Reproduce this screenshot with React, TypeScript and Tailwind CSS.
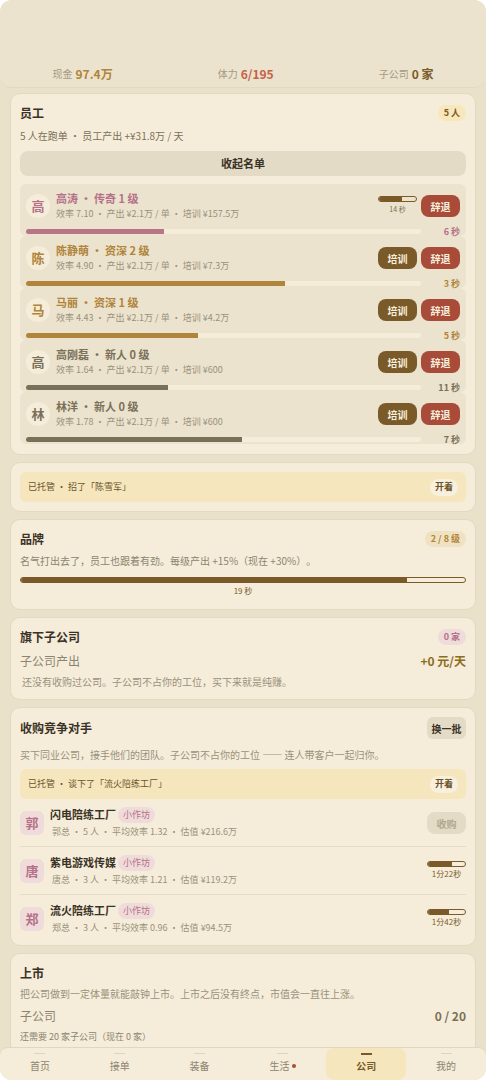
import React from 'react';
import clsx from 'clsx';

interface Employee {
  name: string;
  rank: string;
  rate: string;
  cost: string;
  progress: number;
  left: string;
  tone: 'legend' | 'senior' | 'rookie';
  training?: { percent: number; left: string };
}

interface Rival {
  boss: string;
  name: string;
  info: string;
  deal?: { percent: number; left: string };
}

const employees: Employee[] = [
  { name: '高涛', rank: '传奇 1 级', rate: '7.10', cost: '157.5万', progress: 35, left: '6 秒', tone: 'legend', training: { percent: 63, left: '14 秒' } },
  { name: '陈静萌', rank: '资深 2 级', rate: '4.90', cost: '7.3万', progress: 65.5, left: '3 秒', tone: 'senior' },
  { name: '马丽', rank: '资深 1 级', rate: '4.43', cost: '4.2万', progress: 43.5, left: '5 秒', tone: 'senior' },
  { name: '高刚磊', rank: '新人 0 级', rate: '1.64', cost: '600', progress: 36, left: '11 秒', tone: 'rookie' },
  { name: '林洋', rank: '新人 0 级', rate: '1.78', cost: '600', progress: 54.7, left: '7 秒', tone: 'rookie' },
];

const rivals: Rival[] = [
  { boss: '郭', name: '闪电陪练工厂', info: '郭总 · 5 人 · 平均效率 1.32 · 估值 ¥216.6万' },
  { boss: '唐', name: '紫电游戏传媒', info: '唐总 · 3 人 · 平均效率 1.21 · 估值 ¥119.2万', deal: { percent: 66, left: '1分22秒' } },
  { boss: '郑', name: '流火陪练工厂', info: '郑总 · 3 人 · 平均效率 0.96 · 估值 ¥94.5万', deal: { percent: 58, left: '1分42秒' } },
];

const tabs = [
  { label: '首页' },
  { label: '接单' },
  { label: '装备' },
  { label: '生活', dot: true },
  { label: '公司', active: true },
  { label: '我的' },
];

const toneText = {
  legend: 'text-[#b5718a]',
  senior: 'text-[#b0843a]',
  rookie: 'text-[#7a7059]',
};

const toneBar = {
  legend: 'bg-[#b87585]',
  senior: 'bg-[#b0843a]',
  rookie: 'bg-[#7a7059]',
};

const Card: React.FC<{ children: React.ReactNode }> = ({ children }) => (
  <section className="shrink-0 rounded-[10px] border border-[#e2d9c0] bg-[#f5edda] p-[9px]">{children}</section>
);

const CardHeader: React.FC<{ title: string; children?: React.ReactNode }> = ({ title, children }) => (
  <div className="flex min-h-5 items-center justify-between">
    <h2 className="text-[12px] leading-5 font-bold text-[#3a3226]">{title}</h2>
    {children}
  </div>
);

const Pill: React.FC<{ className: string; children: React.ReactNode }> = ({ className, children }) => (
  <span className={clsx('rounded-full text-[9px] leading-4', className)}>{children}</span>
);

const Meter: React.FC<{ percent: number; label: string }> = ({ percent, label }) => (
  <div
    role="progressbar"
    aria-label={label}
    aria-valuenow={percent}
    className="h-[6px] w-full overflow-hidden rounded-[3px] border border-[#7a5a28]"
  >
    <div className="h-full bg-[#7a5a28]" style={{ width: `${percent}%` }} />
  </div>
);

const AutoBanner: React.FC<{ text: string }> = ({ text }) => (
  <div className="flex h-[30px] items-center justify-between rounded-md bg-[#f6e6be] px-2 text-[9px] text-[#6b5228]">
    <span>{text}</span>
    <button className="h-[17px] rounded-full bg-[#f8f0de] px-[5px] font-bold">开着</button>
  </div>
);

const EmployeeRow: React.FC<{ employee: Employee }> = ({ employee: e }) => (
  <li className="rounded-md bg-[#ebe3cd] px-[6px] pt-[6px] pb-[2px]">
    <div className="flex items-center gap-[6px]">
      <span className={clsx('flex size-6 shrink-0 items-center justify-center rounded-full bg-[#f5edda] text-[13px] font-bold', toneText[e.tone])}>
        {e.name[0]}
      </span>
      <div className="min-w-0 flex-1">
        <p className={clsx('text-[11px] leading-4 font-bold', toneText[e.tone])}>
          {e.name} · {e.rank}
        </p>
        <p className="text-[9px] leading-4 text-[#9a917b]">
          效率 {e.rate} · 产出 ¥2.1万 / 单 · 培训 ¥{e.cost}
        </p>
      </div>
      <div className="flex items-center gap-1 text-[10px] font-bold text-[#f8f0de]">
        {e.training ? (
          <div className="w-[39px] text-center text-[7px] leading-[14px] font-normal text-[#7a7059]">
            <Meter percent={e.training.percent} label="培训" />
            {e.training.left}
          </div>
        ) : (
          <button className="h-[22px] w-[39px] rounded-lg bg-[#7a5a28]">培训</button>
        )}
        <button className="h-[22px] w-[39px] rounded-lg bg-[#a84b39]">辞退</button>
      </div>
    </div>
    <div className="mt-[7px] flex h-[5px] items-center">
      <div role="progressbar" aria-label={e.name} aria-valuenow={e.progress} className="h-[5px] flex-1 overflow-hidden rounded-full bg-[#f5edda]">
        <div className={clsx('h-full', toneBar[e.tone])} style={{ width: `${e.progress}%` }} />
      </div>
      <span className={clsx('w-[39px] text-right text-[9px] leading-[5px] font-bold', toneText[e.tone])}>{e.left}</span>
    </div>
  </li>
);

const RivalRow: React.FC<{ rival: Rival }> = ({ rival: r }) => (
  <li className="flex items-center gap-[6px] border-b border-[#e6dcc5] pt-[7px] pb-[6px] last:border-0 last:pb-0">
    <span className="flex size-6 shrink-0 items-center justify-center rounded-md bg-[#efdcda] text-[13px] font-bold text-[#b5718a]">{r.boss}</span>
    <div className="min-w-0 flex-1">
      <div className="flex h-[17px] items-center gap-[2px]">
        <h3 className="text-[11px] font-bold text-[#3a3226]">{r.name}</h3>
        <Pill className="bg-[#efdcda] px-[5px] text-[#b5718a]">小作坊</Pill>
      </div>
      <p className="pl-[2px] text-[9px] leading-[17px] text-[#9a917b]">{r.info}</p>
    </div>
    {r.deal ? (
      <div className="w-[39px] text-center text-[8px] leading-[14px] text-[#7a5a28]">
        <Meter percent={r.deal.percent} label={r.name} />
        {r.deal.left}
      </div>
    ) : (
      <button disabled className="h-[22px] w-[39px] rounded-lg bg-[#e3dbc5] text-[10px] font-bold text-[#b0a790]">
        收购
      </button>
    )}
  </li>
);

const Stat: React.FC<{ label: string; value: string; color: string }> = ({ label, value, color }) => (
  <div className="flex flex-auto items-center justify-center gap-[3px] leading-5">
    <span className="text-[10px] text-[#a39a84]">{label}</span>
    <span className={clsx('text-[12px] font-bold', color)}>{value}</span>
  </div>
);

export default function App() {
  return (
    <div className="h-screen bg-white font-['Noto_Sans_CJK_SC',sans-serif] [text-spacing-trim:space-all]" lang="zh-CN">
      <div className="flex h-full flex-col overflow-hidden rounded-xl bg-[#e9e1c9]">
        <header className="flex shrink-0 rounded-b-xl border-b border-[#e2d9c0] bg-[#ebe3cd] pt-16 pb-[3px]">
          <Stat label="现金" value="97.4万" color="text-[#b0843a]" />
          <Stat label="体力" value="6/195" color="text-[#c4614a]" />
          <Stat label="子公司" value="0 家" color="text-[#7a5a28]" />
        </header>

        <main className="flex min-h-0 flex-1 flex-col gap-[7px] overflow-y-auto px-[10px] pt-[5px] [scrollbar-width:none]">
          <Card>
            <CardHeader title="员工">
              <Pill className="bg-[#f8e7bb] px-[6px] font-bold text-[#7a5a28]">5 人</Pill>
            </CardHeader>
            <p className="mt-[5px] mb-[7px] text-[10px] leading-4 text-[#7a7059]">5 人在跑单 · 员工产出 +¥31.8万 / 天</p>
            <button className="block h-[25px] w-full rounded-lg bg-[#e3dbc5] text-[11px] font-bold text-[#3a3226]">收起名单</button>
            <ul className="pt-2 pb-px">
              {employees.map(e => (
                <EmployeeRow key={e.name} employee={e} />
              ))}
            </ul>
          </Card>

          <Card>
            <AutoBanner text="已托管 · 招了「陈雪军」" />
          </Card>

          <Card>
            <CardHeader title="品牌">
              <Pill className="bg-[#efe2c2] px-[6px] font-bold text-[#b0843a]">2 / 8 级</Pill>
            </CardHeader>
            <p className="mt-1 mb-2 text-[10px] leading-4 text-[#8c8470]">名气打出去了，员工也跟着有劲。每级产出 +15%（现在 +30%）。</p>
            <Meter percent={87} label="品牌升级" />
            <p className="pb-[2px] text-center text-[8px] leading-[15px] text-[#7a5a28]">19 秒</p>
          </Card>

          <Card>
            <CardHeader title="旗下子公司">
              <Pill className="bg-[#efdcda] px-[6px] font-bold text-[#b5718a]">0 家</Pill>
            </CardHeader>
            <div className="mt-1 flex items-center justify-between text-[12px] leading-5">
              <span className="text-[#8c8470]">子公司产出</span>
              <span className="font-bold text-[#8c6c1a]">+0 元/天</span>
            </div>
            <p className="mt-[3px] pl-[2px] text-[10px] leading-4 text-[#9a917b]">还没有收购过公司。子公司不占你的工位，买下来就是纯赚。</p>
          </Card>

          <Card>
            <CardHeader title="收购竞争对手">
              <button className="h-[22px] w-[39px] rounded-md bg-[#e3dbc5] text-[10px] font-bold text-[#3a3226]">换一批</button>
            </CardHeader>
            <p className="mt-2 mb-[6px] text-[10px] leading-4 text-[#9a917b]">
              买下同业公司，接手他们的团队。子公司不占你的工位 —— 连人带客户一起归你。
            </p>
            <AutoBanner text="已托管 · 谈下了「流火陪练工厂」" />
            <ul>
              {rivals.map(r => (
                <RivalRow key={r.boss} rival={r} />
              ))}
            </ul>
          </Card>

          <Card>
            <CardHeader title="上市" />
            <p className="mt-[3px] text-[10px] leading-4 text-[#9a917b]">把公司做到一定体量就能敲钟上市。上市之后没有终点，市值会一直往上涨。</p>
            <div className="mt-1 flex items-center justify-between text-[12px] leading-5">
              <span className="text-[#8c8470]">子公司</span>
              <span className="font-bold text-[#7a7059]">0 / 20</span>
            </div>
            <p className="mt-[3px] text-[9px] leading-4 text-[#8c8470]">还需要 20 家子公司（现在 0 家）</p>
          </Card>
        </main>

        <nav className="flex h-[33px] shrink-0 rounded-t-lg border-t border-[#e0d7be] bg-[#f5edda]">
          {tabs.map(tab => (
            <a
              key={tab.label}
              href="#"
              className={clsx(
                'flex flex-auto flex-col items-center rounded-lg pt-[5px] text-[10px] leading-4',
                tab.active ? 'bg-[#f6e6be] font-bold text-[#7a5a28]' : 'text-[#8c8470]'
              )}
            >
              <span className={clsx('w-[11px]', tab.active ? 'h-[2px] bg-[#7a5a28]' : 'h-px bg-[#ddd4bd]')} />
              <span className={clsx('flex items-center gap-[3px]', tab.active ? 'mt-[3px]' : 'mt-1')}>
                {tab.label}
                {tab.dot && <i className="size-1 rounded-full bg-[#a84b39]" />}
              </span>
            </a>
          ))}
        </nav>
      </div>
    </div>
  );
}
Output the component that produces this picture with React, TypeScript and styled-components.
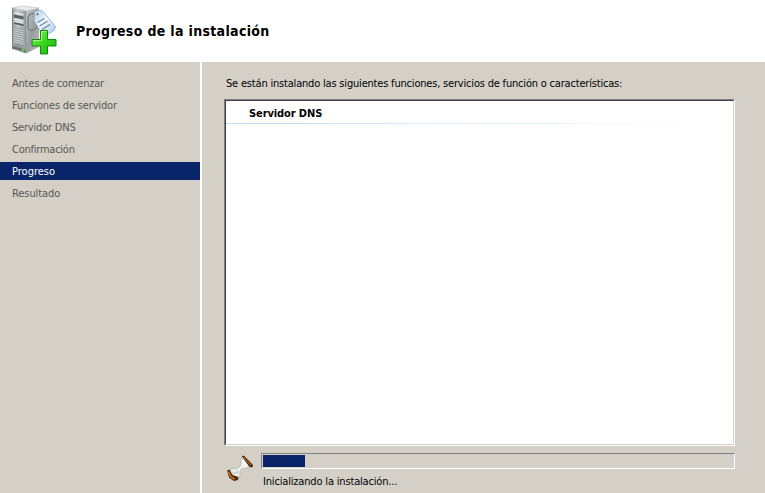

**WHAT YOU NEED TO DO**
State how many lines of the records above contain the word "with", giving only that number.

**RESPONSE FOR THIS EXERCISE**
2